When ink is printed on paper, the human eye can't really differentiate dots smaller than about one-six-hundredth of an inch. Possibly those of us with the sharpest eyes might distinguish 800 dots in an inch. Thus, before the era of desktop publishing, low-end photo-typesetting equipment was typically 1000 or 1200 dpi.
Why not just 800 dpi? Well, first there was the margin of error; and second the text being set might need to be enlarged — for instance a headline might need to be larger to fit a particular width — and enlarging any specific resolution lowers the dpi.
(High-end typesetting equipment ran as high as 3000 or 3500 dpi; this enabled gradients or blends to be smoother.
You can't really compare a reflective medium like ink on paper with display media, but display resolution higher than 200 pixels per inch or so is indistinguishable under most conditions. As with print, color gradients or blends will appear smoother with even higher resolutions.

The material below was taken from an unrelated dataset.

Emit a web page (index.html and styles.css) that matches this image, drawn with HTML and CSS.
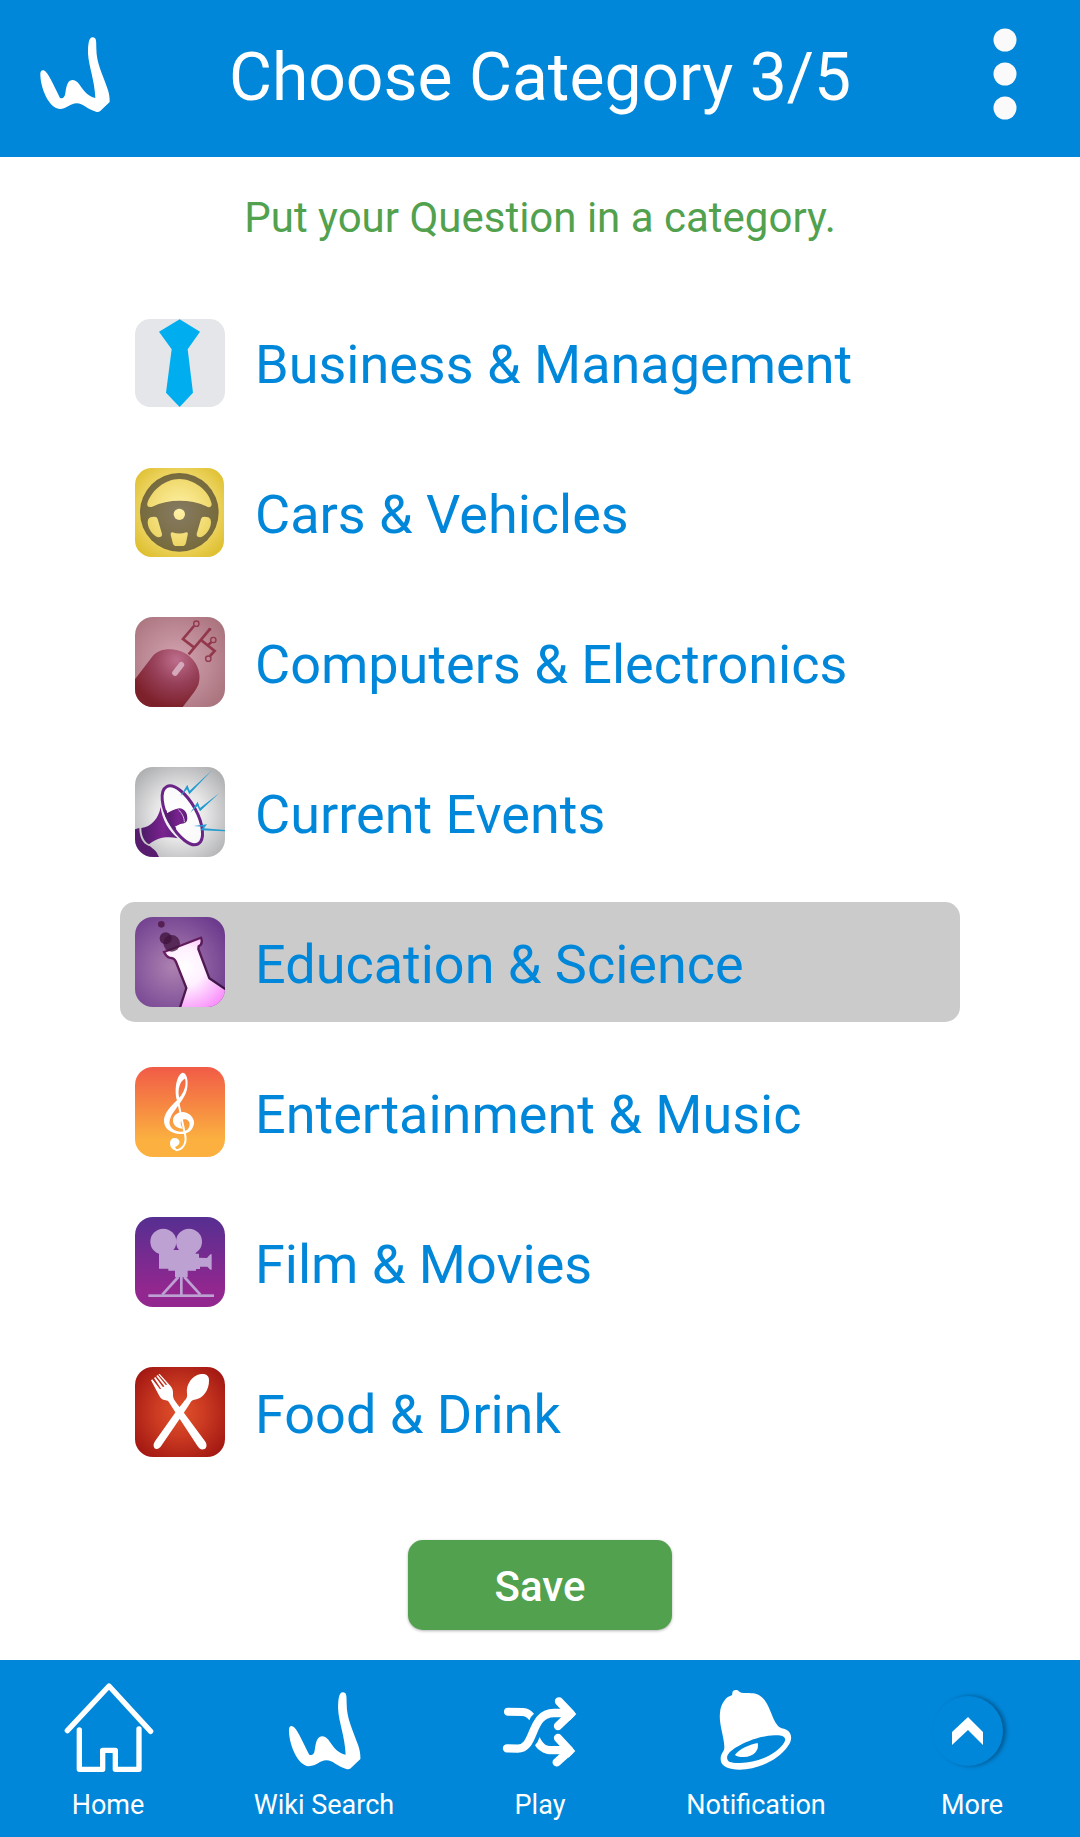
FILE: index.html
```html
<!DOCTYPE html>
<html lang="en">
<head>
    <meta charset="UTF-8">
    <meta name="viewport" content="width=device-width, initial-scale=1.0">
    <title>Choose Category</title>
    <link rel="stylesheet" href="styles.css">
</head>
<body>
    <header class="topbar">
        <a class="logo" href="#" aria-label="Wiki">
            <svg viewBox="61 51 208 225">
                <path id="w-mark" d="M61 160C62 152 66 149 71 151C84 155 99 193 120 234C128 236 134 234 136 220C140 190 146 180 158 180C182 180 184 224 226 234C224 180 206 140 204 100C204 74 206 52 218 52C229 52 229 62 229 85C229 130 247 160 262 205C268 222 269 232 269 246L240 274C236 276 232 276 228 275C200 268 190 250 170 250C150 250 142 267 119 267C85 265 60 200 61 160Z"/>
            </svg>
        </a>
        <h1>Choose Category 3/5</h1>
        <button class="menu" type="button" aria-label="Menu">
            <svg viewBox="0 0 24 92">
                <circle cx="12" cy="12" r="11.5"/>
                <circle cx="12" cy="46" r="11.5"/>
                <circle cx="12" cy="80" r="11.5"/>
            </svg>
        </button>
    </header>

    <form class="content">
        <p class="hint">Put your Question in a category.</p>

        <div class="categories">
            <label class="category">
                <input type="radio" name="category" value="business">
                <svg viewBox="30 21 270 270">
                    <rect x="30" y="27" width="270" height="264" rx="46" fill="#e4e6e9"/>
                    <path d="M164 28L225 65L188 118L204 248L164 291L123 248L140 118L102 65Z" fill="#00aeef"/>
                </svg>
                <span>Business &amp; Management</span>
            </label>

            <label class="category">
                <input type="radio" name="category" value="cars">
                <svg viewBox="30 471 270 270">
                    <defs>
                        <radialGradient id="gold" gradientUnits="userSpaceOnUse" cx="163" cy="600" r="180">
                            <stop offset="0" stop-color="#fff2a8"/>
                            <stop offset="0.55" stop-color="#efd86a"/>
                            <stop offset="1" stop-color="#dcbc28"/>
                        </radialGradient>
                        <radialGradient id="wheel" gradientUnits="userSpaceOnUse" cx="163" cy="607" r="120">
                            <stop offset="0" stop-color="#877b63"/>
                            <stop offset="1" stop-color="#766a3c"/>
                        </radialGradient>
                    </defs>
                    <rect x="30" y="474" width="267" height="267" rx="50" fill="url(#gold)"/>
                    <circle cx="163" cy="607" r="118" fill="url(#wheel)"/>
                    <g fill="url(#gold)">
                        <path d="M163 507C205 507 252 540 260 582C260 592 250 594 244 589C195 567 130 567 82 590C70 594 65 588 67 580C80 540 121 507 163 507Z"/>
                        <path d="M76 622L88 620Q96 620 98 627L111 672Q112 682 100 682C82 676 68 655 68 635Q68 626 76 622Z"/>
                        <path d="M250 622L238 620Q230 620 228 627L215 672Q214 682 226 682C244 676 258 655 258 635Q258 626 250 622Z"/>
                        <path d="M142 667Q163 674 184 667Q190 667 188 674L183 698Q181 708 171 708L155 708Q145 708 143 698L137 674Q136 667 142 667Z"/>
                        <circle cx="163" cy="613" r="17"/>
                    </g>
                </svg>
                <span>Cars &amp; Vehicles</span>
            </label>

            <label class="category">
                <input type="radio" name="category" value="computers">
                <svg class="rounded" viewBox="30 21 270 270">
                    <defs>
                        <radialGradient id="rose" gradientUnits="userSpaceOnUse" cx="155" cy="155" r="180">
                            <stop offset="0" stop-color="#d3a5b2"/>
                            <stop offset="1" stop-color="#a9727c"/>
                        </radialGradient>
                        <radialGradient id="mouse" gradientUnits="userSpaceOnUse" cx="155" cy="150" r="145">
                            <stop offset="0" stop-color="#bd6e8c"/>
                            <stop offset="0.5" stop-color="#963f58"/>
                            <stop offset="1" stop-color="#7c2029"/>
                        </radialGradient>
                    </defs>
                    <rect x="30" y="21" width="270" height="270" fill="url(#rose)"/>
                    <path d="M30 208L85 136C105 113 150 112 180 130C215 150 232 190 220 224C213 242 190 268 173 291H30Z" fill="url(#mouse)"/>
                    <path d="M150 189L169 164" stroke="#d6a8bb" stroke-width="17" stroke-linecap="round"/>
                    <g fill="none" stroke="#93384c" stroke-width="8">
                        <path d="M191 133L254 58M207 112L174 87L207 48M227 89L269 123L255 138M248 106L259 97"/>
                        <circle cx="214" cy="41" r="8" stroke-width="4"/>
                        <circle cx="265" cy="90" r="8" stroke-width="4"/>
                        <circle cx="250" cy="146" r="8" stroke-width="4"/>
                    </g>
                    <circle cx="254" cy="58" r="5" fill="#93384c"/>
                </svg>
                <span>Computers &amp; Electronics</span>
            </label>

            <label class="category">
                <input type="radio" name="category" value="events">
                <svg class="rounded" viewBox="30 21 270 270">
                    <defs>
                        <radialGradient id="silver" gradientUnits="userSpaceOnUse" cx="165" cy="165" r="190">
                            <stop offset="0" stop-color="#ffffff"/>
                            <stop offset="0.4" stop-color="#e6e6e7"/>
                            <stop offset="1" stop-color="#a5a6a8"/>
                        </radialGradient>
                        <linearGradient id="horn" x1="0" y1="0" x2="1" y2="0">
                            <stop offset="0" stop-color="#4d1a66"/>
                            <stop offset="0.6" stop-color="#7a2390"/>
                            <stop offset="1" stop-color="#5b1f78"/>
                        </linearGradient>
                    </defs>
                    <rect x="30" y="21" width="270" height="270" fill="url(#silver)"/>
                    <path d="M107 141C100 178 78 200 49 204C49 227 57 245 72 253C100 231 128 229 158 235C132 212 111 180 107 141Z" fill="url(#horn)"/>
                    <path d="M30 208L43 204C43 230 52 250 70 257C78 258 80 264 86 268C95 274 97 283 102 291H30Z" fill="#571c6e"/>
                    <ellipse cx="172" cy="166" rx="43" ry="98" transform="rotate(-29 172 166)" fill="#ffffff" fill-opacity="0.8" stroke="#6a2387" stroke-width="9"/>
                    <path d="M120 163C133 156 146 148 162 145C178 144 188 160 187 176C186 188 178 190 166 192L148 201C136 193 124 178 120 163Z" fill="url(#horn)"/>
                    <path d="M121 151C124 172 136 196 152 207" fill="none" stroke="#5b1f78" stroke-width="7"/>
                    <path d="M160 149C170 158 178 172 178 187" fill="none" stroke="#d5bede" stroke-width="3"/>
                    <g fill="#229bd0">
                        <path d="M166 109L187 74L194 92L261 31L193 103L186 88Z"/>
                        <path d="M196 158L218 125L225 144L283 99L225 154L217 138Z"/>
                        <path d="M206 198L246 193L237 205L300 210V214L226 211L235 200Z"/>
                    </g>
                </svg>
                <span>Current Events</span>
            </label>

            <label class="category">
                <input type="radio" name="category" value="education" checked>
                <svg class="rounded" viewBox="75 66 270 270">
                    <defs>
                        <radialGradient id="violet" gradientUnits="userSpaceOnUse" cx="190" cy="215" r="185">
                            <stop offset="0" stop-color="#ad82b1"/>
                            <stop offset="1" stop-color="#6d3b8e"/>
                        </radialGradient>
                        <radialGradient id="glass" gradientUnits="userSpaceOnUse" cx="225" cy="215" r="145">
                            <stop offset="0" stop-color="#ffffff"/>
                            <stop offset="0.4" stop-color="#fff0ff"/>
                            <stop offset="1" stop-color="#f990fb"/>
                        </radialGradient>
                        <linearGradient id="edge" x1="0" y1="0" x2="1" y2="1">
                            <stop offset="0" stop-color="#722064"/>
                            <stop offset="1" stop-color="#2b123f"/>
                        </linearGradient>
                    </defs>
                    <rect x="75" y="66" width="270" height="270" fill="url(#violet)"/>
                    <path d="M162 171L273 128C277 138 277 148 266 154L265 162L298 250L352 286V350H206L229 279L198 201C193 188 186 190 178 188C169 186 166 178 162 171Z" fill="url(#glass)" stroke="url(#edge)" stroke-width="7"/>
                    <circle cx="154" cy="88" r="10" fill="#552051"/>
                    <circle cx="167" cy="130" r="18" fill="#40143e" fill-opacity="0.8"/>
                    <circle cx="185" cy="145" r="25" fill="#40143e" fill-opacity="0.75"/>
                </svg>
                <span>Education &amp; Science</span>
            </label>

            <label class="category">
                <input type="radio" name="category" value="music">
                <svg class="rounded" viewBox="30 21 270 270">
                    <defs>
                        <linearGradient id="sunset" x1="0" y1="0" x2="0" y2="1">
                            <stop offset="0" stop-color="#f15b47"/>
                            <stop offset="0.5" stop-color="#f78f42"/>
                            <stop offset="0.8" stop-color="#fbb040"/>
                            <stop offset="1" stop-color="#fbb040"/>
                        </linearGradient>
                    </defs>
                    <rect x="30" y="21" width="270" height="270" fill="url(#sunset)"/>
                    <path d="M156 121C148 95 152 48 172 38C186 38 190 62 187 82C184 108 165 128 152 148C136 168 131 185 135 196C142 213 165 219 180 213C194 208 198 190 190 182C180 174 168 178 167 187C167 196 170 200 174 206C156 206 143 195 144 180C145 162 167 152 184 158C201 164 209 180 207 191C203 211 190 222 166 222C136 221 116 205 117 180C118 158 140 136 156 121ZM163 113C156 90 166 60 180 56C185 71 179 96 163 113Z" fill="#ffffff" fill-rule="evenodd"/>
                    <path d="M160 128L181 228C185 252 172 270 152 271" fill="none" stroke="#ffffff" stroke-width="6"/>
                    <path d="M135 250C135 238 143 233 151 234C161 235 165 243 163 250C161 257 153 259 150 261L157 272C144 272 135 263 135 250Z" fill="#ffffff"/>
                </svg>
                <span>Entertainment &amp; Music</span>
            </label>

            <label class="category">
                <input type="radio" name="category" value="film">
                <svg class="rounded" viewBox="30 21 270 270">
                    <defs>
                        <linearGradient id="purple" x1="0" y1="0" x2="0" y2="1">
                            <stop offset="0" stop-color="#562f91"/>
                            <stop offset="0.8" stop-color="#92278f"/>
                            <stop offset="1" stop-color="#92278f"/>
                        </linearGradient>
                    </defs>
                    <rect x="30" y="21" width="270" height="270" fill="url(#purple)"/>
                    <g fill="#bda1d3">
                        <circle cx="115" cy="95" r="39"/>
                        <circle cx="192" cy="95" r="39"/>
                        <path d="M102 120H212V131H222V143L246 144L256 133H260V179H256L247 170H225V177H213V182H188V202H150V182H130V176H102Z"/>
                        <rect x="70" y="253" width="197" height="8"/>
                    </g>
                    <path d="M160 201L112 254M169 200V255M178 201L226 254" stroke="#bda1d3" stroke-width="8"/>
                </svg>
                <span>Film &amp; Movies</span>
            </label>

            <label class="category">
                <input type="radio" name="category" value="food">
                <svg class="rounded" viewBox="30 21 270 270">
                    <defs>
                        <radialGradient id="ember" gradientUnits="userSpaceOnUse" cx="165" cy="156" r="180">
                            <stop offset="0" stop-color="#e1522a"/>
                            <stop offset="0.4" stop-color="#cc3b22"/>
                            <stop offset="1" stop-color="#9d1310"/>
                        </radialGradient>
                    </defs>
                    <rect x="30" y="21" width="270" height="270" fill="url(#ember)"/>
                    <g fill="#ffffff">
                        <path d="M252 60C252 46 242 41 228 42C202 46 182 72 186 102C188 114 181 119 174 128L158 148L91 242C82 254 86 266 94 267C102 267 106 262 110 256L174 162L190 138C197 127 198 121 208 119C234 117 253 90 252 60Z"/>
                        <path d="M78 61L82 58L105 88L108 86L87 54L91 51L114 82L118 79L94 48L98 45L123 76L126 73L100 43L104 42L136 77C146 89 144 98 144 107C145 117 149 121 156 131L170 149L239 242C249 255 244 266 236 268C228 270 222 265 217 257L155 163L139 138C131 124 130 121 118 120C108 118 104 110 98 98Z"/>
                    </g>
                </svg>
                <span>Food &amp; Drink</span>
            </label>
        </div>

        <button class="save" type="submit">Save</button>
    </form>

    <nav class="tabbar">
        <a href="#">
            <svg viewBox="69 66 270 270">
                <path d="M82 212L207 78L332 214M118 210V328H188V271H226V328H297V207" fill="none" stroke="#ffffff" stroke-width="16" stroke-linecap="round" stroke-linejoin="round"/>
            </svg>
            <span>Home</span>
        </a>
        <a href="#">
            <svg viewBox="32 22 262 262">
                <use href="#w-mark"/>
            </svg>
            <span>Wiki Search</span>
        </a>
        <a href="#">
            <svg viewBox="45 66 270 270">
                <g fill="none" stroke="#ffffff" stroke-width="25" stroke-linecap="round" stroke-linejoin="round">
                    <path d="M81 265L112 266C168 268 148 159 222 159H265"/>
                    <path d="M237 124L272 161L234 198M234 234L269 272L230 307"/>
                </g>
                <path d="M84 143L130 144C144 145 154 151 162 161Q152 169 148 181C140 171 135 168 126 168L84 167Q72 166 72 155Q72 143 84 143Z"/>
                <path d="M179 231C186 247 195 257 209 258H255V283H209C190 281 174 271 165 256Q174 247 179 231Z"/>
                <path d="M268 142L289 162L268 183ZM265 253L286 273L265 294Z"/>
            </svg>
            <span>Play</span>
        </a>
        <a href="#">
            <svg viewBox="693 66 270 270">
                <path fill-rule="evenodd" d="M757 101C756 92 763 89 769 90C776 90 777 97 784 98C805 100 823 96 840 107C870 127 872 172 894 198C899 205 910 205 919 209C939 220 936 243 924 258C898 298 839 327 779 329C747 328 721 319 722 297C721 280 734 275 733 260C732 228 716 192 720 158C722 132 738 110 752 107C755 106 757 104 757 101ZM742 297C738 286 750 273 770 261C800 244 840 227 884 226C909 225 921 232 913 247C894 279 838 309 780 309C759 309 744 308 742 297Z"/>
                <path d="M765 284C781 266 805 255 833 249C839 270 820 291 792 291C778 291 767 288 765 284Z"/>
            </svg>
            <span>Notification</span>
        </a>
        <a href="#">
            <svg viewBox="0 0 90 90">
                <circle class="more-disc" cx="41" cy="49" r="35"/>
                <path d="M41 35L56 50V63L41 48L25 63V50Z"/>
            </svg>
            <span>More</span>
        </a>
    </nav>
</body>
</html>
```
FILE: styles.css
```css
* {
    box-sizing: border-box;
}

body {
    font-family: Roboto, 'Noto Sans', sans-serif;
    background-color: #fff;
    margin: 0;
    display: flex;
    flex-direction: column;
    min-height: 100vh;
}

svg {
    display: block;
    flex: none;
}

button {
    border: none;
    font-family: inherit;
    cursor: pointer;
}

/* Header */
.topbar {
    display: grid;
    grid-template-columns: 80px 1fr 80px;
    align-items: center;
    background-color: #0087da;
    padding: 28px 40px 29px;
}

.topbar h1 {
    margin: 0;
    color: #fff;
    font-size: 66px;
    font-weight: 400;
    line-height: 100px;
    text-align: center;
}

.logo {
    padding-bottom: 8px;
}

.logo svg {
    width: 70px;
    height: 75px;
    fill: #fff;
}

.menu {
    background: none;
    padding: 0 23px 8px;
    justify-self: end;
}

.menu svg {
    width: 24px;
    height: 92px;
    fill: #fafafa;
}

/* Category list */
.content {
    flex: 1;
    display: flex;
    flex-direction: column;
    align-items: center;
    padding: 31px 120px 30px;
}

.hint {
    margin: 0 0 54px;
    color: #52a14e;
    font-size: 42px;
    line-height: 60px;
}

.categories {
    display: flex;
    flex-direction: column;
    gap: 30px;
    width: 100%;
    margin-bottom: 68px;
}

.category {
    position: relative;
    display: flex;
    align-items: center;
    gap: 30px;
    padding: 15px;
    border-radius: 15px;
    color: #0087da;
    font-size: 54px;
    line-height: 60px;
    cursor: pointer;
}

.category:has(input:checked) {
    background-color: #cbcbcb;
}

.category input {
    position: absolute;
    opacity: 0;
}

.category span {
    padding-top: 6px;
}

.category svg {
    width: 90px;
    height: 90px;
}

.category .rounded {
    border-radius: 18px;
}

.save {
    width: 264px;
    height: 90px;
    padding: 2px 0 0;
    border-radius: 15px;
    background-color: #52a14e;
    box-shadow: 0 1px 3px rgba(0, 0, 0, 0.3);
    color: #fff;
    font-size: 42px;
    font-weight: 500;
}

/* Bottom navigation */
.tabbar {
    display: grid;
    grid-template-columns: repeat(5, 1fr);
    background-color: #0087da;
    padding: 22px 0 12px;
}

.tabbar a {
    display: flex;
    flex-direction: column;
    align-items: center;
    gap: 13px;
    color: #fff;
    font-size: 27px;
    line-height: 40px;
    text-decoration: none;
}

.tabbar svg {
    width: 90px;
    height: 90px;
    fill: #fff;
    overflow: visible;
}

.more-disc {
    fill: #0087da;
    filter: drop-shadow(3px 0 2px rgba(0, 0, 0, 0.35));
}
```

As LCD resolution goes higher than 200 ppi, you probably won't notice any difference in display or normal-sized text. However, text below 6 pts in size does seem sharper.
I haven't done any studies on type color at display resolutions between 200 and 350 ppi, but the higher available resolutions may well benefit bold and italic words within normal text.
So, to summarize: basically 200 ppi display resolution is equivalent to print on better-than-newsprint-quality paper, but variant weights and styles within a single font at the same size may benefit from "retina" displays above 300 ppi.